| Task requirements |
In your copy, include every line of the listing below exactly but none of the pictures.

| Source excerpt |
** Start **

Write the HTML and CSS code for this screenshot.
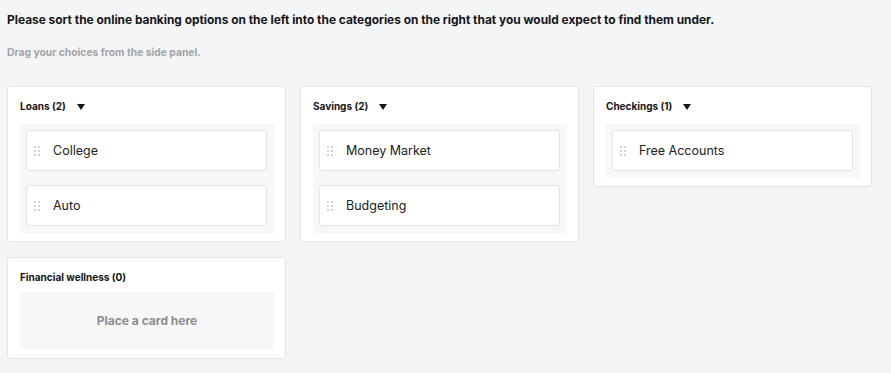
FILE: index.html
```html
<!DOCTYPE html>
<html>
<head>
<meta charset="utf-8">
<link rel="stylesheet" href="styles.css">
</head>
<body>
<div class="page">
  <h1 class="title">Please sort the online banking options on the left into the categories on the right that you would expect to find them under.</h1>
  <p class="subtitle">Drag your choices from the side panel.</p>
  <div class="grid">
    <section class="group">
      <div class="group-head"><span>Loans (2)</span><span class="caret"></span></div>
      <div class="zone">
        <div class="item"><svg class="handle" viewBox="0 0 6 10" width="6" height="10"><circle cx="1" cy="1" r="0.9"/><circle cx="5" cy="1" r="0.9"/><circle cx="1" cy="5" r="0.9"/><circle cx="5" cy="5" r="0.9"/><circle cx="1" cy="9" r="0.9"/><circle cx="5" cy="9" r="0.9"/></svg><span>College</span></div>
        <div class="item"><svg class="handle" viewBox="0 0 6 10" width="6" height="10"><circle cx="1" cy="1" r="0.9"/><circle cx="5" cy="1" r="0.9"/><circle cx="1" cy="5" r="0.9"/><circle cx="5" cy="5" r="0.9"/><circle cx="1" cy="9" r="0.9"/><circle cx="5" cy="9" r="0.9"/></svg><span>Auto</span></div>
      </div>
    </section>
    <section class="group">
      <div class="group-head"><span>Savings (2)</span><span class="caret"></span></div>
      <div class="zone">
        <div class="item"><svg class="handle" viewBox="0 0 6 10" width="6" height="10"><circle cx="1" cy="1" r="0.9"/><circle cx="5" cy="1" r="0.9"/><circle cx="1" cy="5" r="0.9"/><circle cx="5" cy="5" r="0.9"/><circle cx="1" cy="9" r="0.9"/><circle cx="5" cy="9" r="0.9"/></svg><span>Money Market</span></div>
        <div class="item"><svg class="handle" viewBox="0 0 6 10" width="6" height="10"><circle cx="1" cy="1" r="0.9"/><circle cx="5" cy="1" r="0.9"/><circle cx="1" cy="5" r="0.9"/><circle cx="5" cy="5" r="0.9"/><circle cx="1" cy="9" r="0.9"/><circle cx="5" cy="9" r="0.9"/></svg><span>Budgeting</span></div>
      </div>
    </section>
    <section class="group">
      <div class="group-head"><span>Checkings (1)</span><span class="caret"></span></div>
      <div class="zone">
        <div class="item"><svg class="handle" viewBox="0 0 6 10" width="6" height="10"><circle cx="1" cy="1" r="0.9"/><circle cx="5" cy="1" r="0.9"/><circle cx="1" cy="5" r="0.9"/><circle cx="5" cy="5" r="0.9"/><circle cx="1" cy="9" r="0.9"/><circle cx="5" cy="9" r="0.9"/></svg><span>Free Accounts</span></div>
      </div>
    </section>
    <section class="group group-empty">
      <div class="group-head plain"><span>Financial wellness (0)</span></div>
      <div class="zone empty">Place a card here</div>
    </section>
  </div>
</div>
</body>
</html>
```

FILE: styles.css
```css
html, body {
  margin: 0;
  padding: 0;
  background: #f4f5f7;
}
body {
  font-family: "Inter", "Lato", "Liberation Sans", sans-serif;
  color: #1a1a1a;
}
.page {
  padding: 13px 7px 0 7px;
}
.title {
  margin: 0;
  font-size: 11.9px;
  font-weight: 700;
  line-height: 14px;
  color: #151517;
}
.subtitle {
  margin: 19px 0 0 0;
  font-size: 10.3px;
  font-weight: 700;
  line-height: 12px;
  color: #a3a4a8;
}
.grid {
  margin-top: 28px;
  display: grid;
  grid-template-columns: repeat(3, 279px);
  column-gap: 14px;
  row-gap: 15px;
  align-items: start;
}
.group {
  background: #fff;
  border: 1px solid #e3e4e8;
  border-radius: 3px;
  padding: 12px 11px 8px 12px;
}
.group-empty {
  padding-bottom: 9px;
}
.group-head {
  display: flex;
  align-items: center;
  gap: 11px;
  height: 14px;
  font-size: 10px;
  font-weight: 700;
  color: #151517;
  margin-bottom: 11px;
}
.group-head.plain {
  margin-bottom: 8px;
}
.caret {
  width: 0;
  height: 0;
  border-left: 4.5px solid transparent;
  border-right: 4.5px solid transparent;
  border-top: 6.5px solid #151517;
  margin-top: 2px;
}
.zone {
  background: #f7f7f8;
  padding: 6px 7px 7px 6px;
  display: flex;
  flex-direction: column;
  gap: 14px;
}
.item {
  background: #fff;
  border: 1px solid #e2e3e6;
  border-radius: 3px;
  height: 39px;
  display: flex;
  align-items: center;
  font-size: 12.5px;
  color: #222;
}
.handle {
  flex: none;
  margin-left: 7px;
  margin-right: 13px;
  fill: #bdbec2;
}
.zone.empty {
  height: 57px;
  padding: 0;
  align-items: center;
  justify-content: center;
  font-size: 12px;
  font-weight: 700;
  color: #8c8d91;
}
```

** End **

| Result below |
Write the HTML and CSS code for this screenshot.
FILE: index.html
```html
<!DOCTYPE html>
<html>
<head>
<meta charset="utf-8">
<link rel="stylesheet" href="styles.css">
</head>
<body>
<div class="page">
  <h1 class="title">Please sort the online banking options on the left into the categories on the right that you would expect to find them under.</h1>
  <p class="subtitle">Drag your choices from the side panel.</p>
  <div class="grid">
    <section class="group">
      <div class="group-head"><span>Loans (2)</span><span class="caret"></span></div>
      <div class="zone">
        <div class="item"><svg class="handle" viewBox="0 0 6 10" width="6" height="10"><circle cx="1" cy="1" r="0.9"/><circle cx="5" cy="1" r="0.9"/><circle cx="1" cy="5" r="0.9"/><circle cx="5" cy="5" r="0.9"/><circle cx="1" cy="9" r="0.9"/><circle cx="5" cy="9" r="0.9"/></svg><span>College</span></div>
        <div class="item"><svg class="handle" viewBox="0 0 6 10" width="6" height="10"><circle cx="1" cy="1" r="0.9"/><circle cx="5" cy="1" r="0.9"/><circle cx="1" cy="5" r="0.9"/><circle cx="5" cy="5" r="0.9"/><circle cx="1" cy="9" r="0.9"/><circle cx="5" cy="9" r="0.9"/></svg><span>Auto</span></div>
      </div>
    </section>
    <section class="group">
      <div class="group-head"><span>Savings (2)</span><span class="caret"></span></div>
      <div class="zone">
        <div class="item"><svg class="handle" viewBox="0 0 6 10" width="6" height="10"><circle cx="1" cy="1" r="0.9"/><circle cx="5" cy="1" r="0.9"/><circle cx="1" cy="5" r="0.9"/><circle cx="5" cy="5" r="0.9"/><circle cx="1" cy="9" r="0.9"/><circle cx="5" cy="9" r="0.9"/></svg><span>Money Market</span></div>
        <div class="item"><svg class="handle" viewBox="0 0 6 10" width="6" height="10"><circle cx="1" cy="1" r="0.9"/><circle cx="5" cy="1" r="0.9"/><circle cx="1" cy="5" r="0.9"/><circle cx="5" cy="5" r="0.9"/><circle cx="1" cy="9" r="0.9"/><circle cx="5" cy="9" r="0.9"/></svg><span>Budgeting</span></div>
      </div>
    </section>
    <section class="group">
      <div class="group-head"><span>Checkings (1)</span><span class="caret"></span></div>
      <div class="zone">
        <div class="item"><svg class="handle" viewBox="0 0 6 10" width="6" height="10"><circle cx="1" cy="1" r="0.9"/><circle cx="5" cy="1" r="0.9"/><circle cx="1" cy="5" r="0.9"/><circle cx="5" cy="5" r="0.9"/><circle cx="1" cy="9" r="0.9"/><circle cx="5" cy="9" r="0.9"/></svg><span>Free Accounts</span></div>
      </div>
    </section>
    <section class="group group-empty">
      <div class="group-head plain"><span>Financial wellness (0)</span></div>
      <div class="zone empty">Place a card here</div>
    </section>
  </div>
</div>
</body>
</html>
```

FILE: styles.css
```css
html, body {
  margin: 0;
  padding: 0;
  background: #f4f5f7;
}
body {
  font-family: "Inter", "Lato", "Liberation Sans", sans-serif;
  color: #1a1a1a;
}
.page {
  padding: 13px 7px 0 7px;
}
.title {
  margin: 0;
  font-size: 11.9px;
  font-weight: 700;
  line-height: 14px;
  color: #151517;
}
.subtitle {
  margin: 19px 0 0 0;
  font-size: 10.3px;
  font-weight: 700;
  line-height: 12px;
  color: #a3a4a8;
}
.grid {
  margin-top: 28px;
  display: grid;
  grid-template-columns: repeat(3, 279px);
  column-gap: 14px;
  row-gap: 15px;
  align-items: start;
}
.group {
  background: #fff;
  border: 1px solid #e3e4e8;
  border-radius: 3px;
  padding: 12px 11px 8px 12px;
}
.group-empty {
  padding-bottom: 9px;
}
.group-head {
  display: flex;
  align-items: center;
  gap: 11px;
  height: 14px;
  font-size: 10px;
  font-weight: 700;
  color: #151517;
  margin-bottom: 11px;
}
.group-head.plain {
  margin-bottom: 8px;
}
.caret {
  width: 0;
  height: 0;
  border-left: 4.5px solid transparent;
  border-right: 4.5px solid transparent;
  border-top: 6.5px solid #151517;
  margin-top: 2px;
}
.zone {
  background: #f7f7f8;
  padding: 6px 7px 7px 6px;
  display: flex;
  flex-direction: column;
  gap: 14px;
}
.item {
  background: #fff;
  border: 1px solid #e2e3e6;
  border-radius: 3px;
  height: 39px;
  display: flex;
  align-items: center;
  font-size: 12.5px;
  color: #222;
}
.handle {
  flex: none;
  margin-left: 7px;
  margin-right: 13px;
  fill: #bdbec2;
}
.zone.empty {
  height: 57px;
  padding: 0;
  align-items: center;
  justify-content: center;
  font-size: 12px;
  font-weight: 700;
  color: #8c8d91;
}
```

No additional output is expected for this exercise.